Today is International Women’s Day, a moment when we should be celebrating the myriad ways in which women improve the world we all live in – including as green entrepreneurs, health pioneers, community champions and political role-models. But as events unfold in eastern Europe, I must recognize their leadership and the need for their voice in this crisis.
Women are the key responders in this humanitarian emergency.
Before 24 February, 71% of households in the conflict areas in Ukraine were already headed by women, and now these numbers are increasing every day. They make up 83% of the country’s health workforce. Women are the breadwinners whilst caring for children and the frail. They are organizing and distributing assistance and aid. And they are risking their lives to deliver life-saving health services.
In conflict situations, and when displaced, women face specific risks and have particular health needs.
Past conflicts have shown us that adolescent girls, women with disabilities and elderly women are in the most vulnerable situation. They face an increased risk of suffering attacks by people outside the home and by armed groups, as well as intimate partner violence and sexual abuse and exploitation.
The health needs of women and girls, including emergency obstetric care, maternal health, reproductive health, and response to sexual and gender-based violence must be prioritized.
Women are key players in reducing conflict and advancing stability as their participation increases the chances of ensuring lasting conflict resolutions and peace, yet they almost always remain absent from negotiations.
On this International Women’s Day, I express my deep appreciation for their invaluable contribution to health and well-being today and every day. And I will work to ensure that the specific health needs of women and girls are embedded in the response to this humanitarian crisis.

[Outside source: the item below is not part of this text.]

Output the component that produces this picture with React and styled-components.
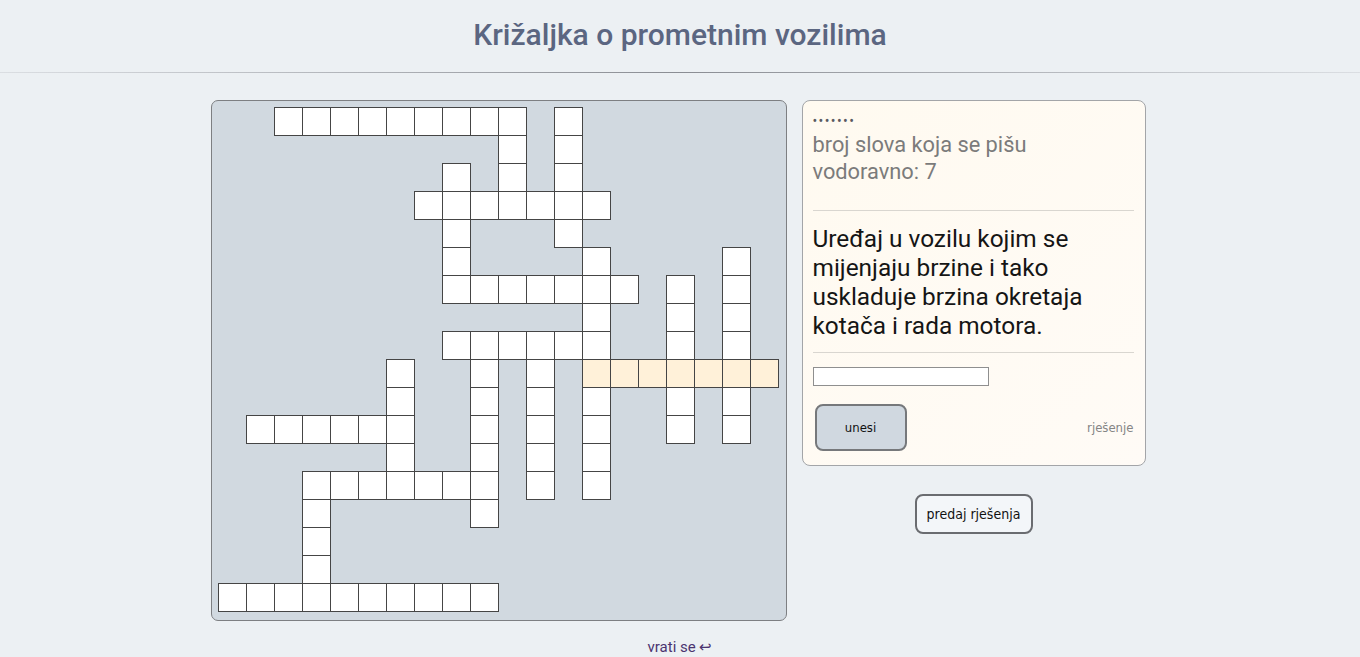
import React from "react";
import styled, { createGlobalStyle } from "styled-components";

const GlobalStyle = createGlobalStyle`
  html, body {
    margin: 0;
    padding: 0;
    background: #ecf0f3;
    font-family: Roboto, "Noto Sans", sans-serif;
  }
`;

// rows of the crossword, "#" = letter cell, "*" = active word
const LAYOUT = [
  "..#########.#.......",
  "..........#.#.......",
  "........#.#.#.......",
  ".......#######......",
  "........#...#.......",
  "........#....#....#.",
  "........#######.#.#.",
  ".............#..#.#.",
  "........######..#.#.",
  "......#..#.#.*******",
  "......#..#.#.#..#.#.",
  ".######..#.#.#..#.#.",
  "......#..#.#.#......",
  "...#######.#.#......",
  "...#.....#..........",
  "...#................",
  "...#................",
  "##########..........",
];

const App = () => {
  const cells = [];
  LAYOUT.forEach((row, r) => {
    row.split("").forEach((ch, c) => {
      if (ch !== ".") {
        cells.push(
          <Cell key={`${r}-${c}`} $row={r + 1} $col={c + 1} $active={ch === "*"} />
        );
      }
    });
  });

  return (
    <>
      <GlobalStyle />
      <Page>
        <Title>Križaljka o prometnim vozilima</Title>
        <Rule />
        <Main>
          <Board>
            <Grid>{cells}</Grid>
          </Board>
          <Side>
            <Panel>
              <Dots>•••••••</Dots>
              <Hint>broj slova koja se pišu vodoravno: 7</Hint>
              <Divider $top="25px" />
              <Question>
                Uređaj u vozilu kojim se mijenjaju brzine i tako uskladuje
                brzina okretaja kotača i rada motora.
              </Question>
              <Divider $top="12px" />
              <Answer type="text" />
              <Actions>
                <EnterButton>unesi</EnterButton>
                <SolutionLink>rješenje</SolutionLink>
              </Actions>
            </Panel>
            <SubmitButton>predaj rješenja</SubmitButton>
          </Side>
        </Main>
        <Back>
          vrati se <span>↩</span>
        </Back>
        <Rule $faint />
        <ScreenEdge />
      </Page>
    </>
  );
};

export default App;

const Page = styled.div`
  display: flex;
  flex-direction: column;
  align-items: stretch;
`;

const Title = styled.h1`
  margin: 16px 0 0;
  height: 38px;
  line-height: 38px;
  text-align: center;
  font-size: 30px;
  font-weight: 500;
  color: #5b6681;
`;

const Rule = styled.div`
  height: 1px;
  margin-top: ${({ $faint }) => ($faint ? "4px" : "18px")};
  background: ${({ $faint }) =>
    $faint
      ? "linear-gradient(to right, #dde2e6, #d8dde2, #dde2e6)"
      : "linear-gradient(to right, rgba(120,120,130,0.15), #8a8d93 50%, rgba(120,120,130,0.15))"};
`;

const Main = styled.div`
  display: flex;
  justify-content: center;
  align-items: flex-start;
  gap: 15px;
  margin-top: 27px;
  margin-left: -4px;
`;

const Board = styled.div`
  box-sizing: border-box;
  width: 576px;
  height: 521px;
  padding: 6px;
  background: #d1d9e0;
  border: 1px solid #7d7f82;
  border-radius: 7px;
`;

const Grid = styled.div`
  display: grid;
  grid-template-columns: repeat(20, 28px);
  grid-template-rows: repeat(18, 28px);
`;

const Cell = styled.div`
  grid-row: ${({ $row }) => $row};
  grid-column: ${({ $col }) => $col};
  box-sizing: border-box;
  width: 29px;
  height: 29px;
  border: 1px solid #454545;
  background: ${({ $active }) => ($active ? "#fff1d9" : "#ffffff")};
`;

const Side = styled.div`
  display: flex;
  flex-direction: column;
  align-items: center;
  gap: 28px;
`;

const Panel = styled.div`
  box-sizing: border-box;
  width: 344px;
  padding: 10px 11px 14px 10px;
  background: linear-gradient(135deg, #fffaf0, #fffbf6);
  border: 1px solid #a3a5a8;
  border-radius: 8px;
`;

const Dots = styled.div`
  height: 20px;
  line-height: 20px;
  font-size: 14px;
  letter-spacing: 1.4px;
  color: #5a5a62;
`;

const Hint = styled.div`
  font-size: 21.8px;
  line-height: 27px;
  color: #7b7b7b;
  padding-right: 70px;
`;

const Divider = styled.div`
  height: 1px;
  background: #d9d6d0;
  margin: ${({ $top }) => $top} 0 13px;
`;

const Question = styled.div`
  font-size: 24.4px;
  line-height: 29px;
  color: #151515;
  padding-right: 20px;
`;

const Answer = styled.input`
  display: block;
  box-sizing: border-box;
  width: 176px;
  height: 19px;
  margin: 14px 0 0;
  border: 1px solid #8f8f8f;
  background: #ffffff;
  outline: none;
`;

const Actions = styled.div`
  display: flex;
  align-items: center;
  justify-content: space-between;
  margin-top: 18px;
  padding-left: 2px;
`;

const EnterButton = styled.button`
  box-sizing: border-box;
  width: 92px;
  height: 47px;
  background: #d0d8e0;
  border: 2px solid #76787b;
  border-radius: 8px;
  font-family: "DejaVu Sans Condensed", "DejaVu Sans", sans-serif;
  font-size: 13px;
  color: #111;
`;

const SolutionLink = styled.span`
  font-family: "DejaVu Sans Condensed", "DejaVu Sans", sans-serif;
  font-size: 13px;
  color: #858585;
`;

const SubmitButton = styled.button`
  box-sizing: border-box;
  width: 118px;
  height: 40px;
  background: #f3f6f9;
  border: 2px solid #6a6c70;
  border-radius: 8px;
  font-family: "DejaVu Sans Condensed", "DejaVu Sans", sans-serif;
  font-size: 14px;
  color: #111;
`;

const Back = styled.div`
  margin-top: 17px;
  text-align: center;
  font-size: 15px;
  line-height: 18px;
  color: #4b3470;

  span {
    font-size: 15px;
  }
`;

const ScreenEdge = styled.div`
  height: 2px;
  margin-top: 5px;
  background: #1a1a1a;
`;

Let me now provide a brief update on the COVID-19 situation in Ukraine and across the European Region.
Remarkably, despite the events that have unfolded, Ukraine has maintained its COVID-19 surveillance and response system. I commend my Ukrainian colleagues in this regard and encourage them to continue. 731 COVID-19 deaths were reported to WHO from Ukraine last week, and sadly this number will increase as oxygen shortages continue. Older people will be disproportionately affected as their access to healthcare is disrupted, and because only one third of the over-60s are fully protected with a complete vaccine series.
Across the WHO European Region, cases of COVID-19 are declining week on week, and the number of deaths has also fallen every week since 10 February. While this is good news, I would call on countries to balance optimism with maintaining vaccination and strong vigilance, and ensure that any lifting of public health and social measures including testing, can be reintroduced quickly if and when required.
Finally, it is my deepest sorrow to see my Region emerging from two terrible pandemic years being now confronted with the devastating impact of military hostilities on millions of people in Ukraine and beyond. Through personal experience in other conflicts, I firmly believe that health and humanitarian principles remain key drivers of peace and I am using all diplomatic resources that are at my disposal as elected WHO leader to reduce the impact of this human catastrophe.